Schlesinger’s Delicatessen creates 'Zelenskyy' sandwich to raise money for Ukraine

All proceeds from the $39 towers of pastrami and corned beef will be donated to the Wild Dove Foundation

Food & Drink Sandwiches
Zelenskyy Fundraiser Sandwich Allanah Richman/Peter Breslow Consulting & Public Relations

The $39 sandwich from Schlesinger’s Delicatessen will have corned beef, pastrami, a half cup of coleslaw and a generous serving of thousand island dressing on three slices of rye bread.

An old school Jewish deli in Rittenhouse Square is selling sandwiches named after Ukrainian President Volodymyr Zelenskyy to raise money for those being impacted by the war in Ukraine.

The $39 'Zelenskyy' sandwich from Schlesinger’s Delicatessen, which is owned by Councilman Allan Domb, is similar to a reuben. It has 14 ounces each of corned beef and pastrami, a half cup of coleslaw and a generous serving of thousand island dressing on three slices of rye bread.

All of the proceeds will be donated to the Wild Dove Foundation, a charity started by Ukrainian Temple University student Kateryna Koshevoy.

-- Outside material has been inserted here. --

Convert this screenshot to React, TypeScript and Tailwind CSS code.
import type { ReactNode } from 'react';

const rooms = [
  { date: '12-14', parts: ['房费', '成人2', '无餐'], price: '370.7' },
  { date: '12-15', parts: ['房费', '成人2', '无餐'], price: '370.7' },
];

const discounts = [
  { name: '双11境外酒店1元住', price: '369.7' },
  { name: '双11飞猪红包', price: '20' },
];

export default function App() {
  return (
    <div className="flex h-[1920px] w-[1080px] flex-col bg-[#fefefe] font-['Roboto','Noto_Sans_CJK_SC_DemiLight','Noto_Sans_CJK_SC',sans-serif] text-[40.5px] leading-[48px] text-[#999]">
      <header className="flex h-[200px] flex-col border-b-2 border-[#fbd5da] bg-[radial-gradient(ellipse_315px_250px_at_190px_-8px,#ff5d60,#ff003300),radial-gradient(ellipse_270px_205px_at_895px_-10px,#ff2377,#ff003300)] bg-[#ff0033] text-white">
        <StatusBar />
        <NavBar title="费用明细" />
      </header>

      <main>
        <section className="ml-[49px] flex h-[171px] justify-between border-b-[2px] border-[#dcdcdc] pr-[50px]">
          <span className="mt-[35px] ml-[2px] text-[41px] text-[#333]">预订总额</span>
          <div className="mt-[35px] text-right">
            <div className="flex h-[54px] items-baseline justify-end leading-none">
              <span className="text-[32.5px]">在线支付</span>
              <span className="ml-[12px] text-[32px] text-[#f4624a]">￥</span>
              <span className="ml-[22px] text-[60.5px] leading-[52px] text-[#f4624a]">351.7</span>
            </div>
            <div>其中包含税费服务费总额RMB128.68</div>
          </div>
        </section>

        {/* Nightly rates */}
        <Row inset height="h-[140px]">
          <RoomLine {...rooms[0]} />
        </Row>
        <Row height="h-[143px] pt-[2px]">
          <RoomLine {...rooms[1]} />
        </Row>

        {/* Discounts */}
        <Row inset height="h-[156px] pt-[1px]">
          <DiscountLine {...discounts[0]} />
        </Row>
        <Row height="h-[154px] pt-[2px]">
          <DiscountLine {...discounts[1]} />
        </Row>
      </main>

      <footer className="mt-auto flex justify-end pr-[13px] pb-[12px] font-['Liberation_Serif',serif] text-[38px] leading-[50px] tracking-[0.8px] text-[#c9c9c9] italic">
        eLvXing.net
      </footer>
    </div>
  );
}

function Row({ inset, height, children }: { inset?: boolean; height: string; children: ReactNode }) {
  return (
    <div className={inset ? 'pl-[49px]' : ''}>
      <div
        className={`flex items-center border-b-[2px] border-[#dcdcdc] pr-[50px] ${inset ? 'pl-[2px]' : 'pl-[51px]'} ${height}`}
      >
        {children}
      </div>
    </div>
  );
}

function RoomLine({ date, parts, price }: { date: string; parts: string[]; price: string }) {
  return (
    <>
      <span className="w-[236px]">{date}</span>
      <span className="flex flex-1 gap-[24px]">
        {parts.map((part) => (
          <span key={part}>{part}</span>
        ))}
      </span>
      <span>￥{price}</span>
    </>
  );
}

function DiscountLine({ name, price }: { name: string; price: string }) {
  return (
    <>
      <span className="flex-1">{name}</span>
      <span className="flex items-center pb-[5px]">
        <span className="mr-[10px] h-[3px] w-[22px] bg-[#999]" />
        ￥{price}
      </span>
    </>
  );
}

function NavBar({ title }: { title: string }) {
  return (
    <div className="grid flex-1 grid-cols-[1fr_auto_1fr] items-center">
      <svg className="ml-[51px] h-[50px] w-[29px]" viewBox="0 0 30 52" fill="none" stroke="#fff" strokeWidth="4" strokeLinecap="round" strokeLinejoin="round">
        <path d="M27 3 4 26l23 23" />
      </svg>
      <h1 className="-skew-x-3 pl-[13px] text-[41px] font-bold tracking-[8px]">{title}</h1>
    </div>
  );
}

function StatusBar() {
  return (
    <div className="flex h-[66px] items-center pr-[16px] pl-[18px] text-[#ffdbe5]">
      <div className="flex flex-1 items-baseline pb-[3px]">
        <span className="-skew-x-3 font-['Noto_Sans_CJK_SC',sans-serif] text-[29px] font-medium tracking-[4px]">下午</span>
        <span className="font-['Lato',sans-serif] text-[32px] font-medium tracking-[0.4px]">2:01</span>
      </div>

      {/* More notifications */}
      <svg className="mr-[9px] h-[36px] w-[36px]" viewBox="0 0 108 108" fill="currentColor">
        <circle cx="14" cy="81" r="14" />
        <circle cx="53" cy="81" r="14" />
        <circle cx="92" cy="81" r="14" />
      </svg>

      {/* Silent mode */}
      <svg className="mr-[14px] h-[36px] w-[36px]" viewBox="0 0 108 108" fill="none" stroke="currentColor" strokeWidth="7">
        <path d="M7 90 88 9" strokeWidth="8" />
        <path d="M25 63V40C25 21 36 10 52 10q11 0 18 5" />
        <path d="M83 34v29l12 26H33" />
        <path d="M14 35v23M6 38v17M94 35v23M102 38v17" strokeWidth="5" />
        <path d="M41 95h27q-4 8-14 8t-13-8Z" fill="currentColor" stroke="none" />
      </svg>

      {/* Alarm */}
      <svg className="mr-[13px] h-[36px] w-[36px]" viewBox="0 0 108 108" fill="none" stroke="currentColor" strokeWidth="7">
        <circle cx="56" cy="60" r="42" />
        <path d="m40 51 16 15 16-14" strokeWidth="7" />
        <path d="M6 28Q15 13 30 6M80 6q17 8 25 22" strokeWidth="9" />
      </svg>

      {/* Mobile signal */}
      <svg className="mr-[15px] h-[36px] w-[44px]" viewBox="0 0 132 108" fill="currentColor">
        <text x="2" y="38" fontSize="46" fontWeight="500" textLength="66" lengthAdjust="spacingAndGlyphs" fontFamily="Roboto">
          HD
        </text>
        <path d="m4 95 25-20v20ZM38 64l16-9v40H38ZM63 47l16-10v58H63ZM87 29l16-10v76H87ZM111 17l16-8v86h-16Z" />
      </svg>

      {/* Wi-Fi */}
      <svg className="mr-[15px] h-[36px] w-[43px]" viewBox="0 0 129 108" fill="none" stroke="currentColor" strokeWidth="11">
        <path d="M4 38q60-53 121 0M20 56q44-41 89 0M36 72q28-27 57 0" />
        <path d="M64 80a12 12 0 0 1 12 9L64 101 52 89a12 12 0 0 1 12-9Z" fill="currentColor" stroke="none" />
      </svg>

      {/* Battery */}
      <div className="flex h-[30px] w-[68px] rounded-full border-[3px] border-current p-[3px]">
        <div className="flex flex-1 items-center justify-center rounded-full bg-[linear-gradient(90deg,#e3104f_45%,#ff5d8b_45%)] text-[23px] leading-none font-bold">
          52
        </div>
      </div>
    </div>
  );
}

The organization is focused on providing transportation, shelter and other essentials to those fleeing the war zone and has already completed more than half of its $50,000 fundraising goal on the website Spotfund.

"So many of my friends and family members have stayed behind to help those in need, putting their own lives in danger," Koshevoy said in a press release. "I couldn’t just sit and watch what was happening in my country."

Koshevoy has used the charity's social media platform to share footage of supplies being delivered and notes of gratitude from those receiving them.

The partnership came about when David Green, Schlesingers' general manager, came across Wild Dove online.

“Everything that has been happening in Ukraine has been absolutely tragic, and we, like many other businesses around the world, have been looking for a way to support the victims,” he said.

Schlesinger’s is open seven days a week from 7:30 a.m. to 7 p.m. In addition to its signature giant sandwiches, the restaurant has matzo ball soup, bagels and lox and a pickle bar.

Those types of traditional Eastern European Ashkenazi fare may be familiar to Zelenskyy, who is Jewish himself.

The roughly 40,000 Jews who lived in Ukraine in 2016 made up less than one percent of the country's population of close to 45 million people.

But before World War II, when nearly 1 million Ukrainian Jews were killed in the Holocaust – incuding Zelenskyy's great-grandparents, the ethno-religious group made up more than 5% of Ukraine's entire population and a third of its urban population.

Many Ukrainian Jews emigrated from the country before World War II and in the Soviet era. Philadelphia is currently home to roughly 1,000 Ukrainian Jews, including 200 Holocaust survivors.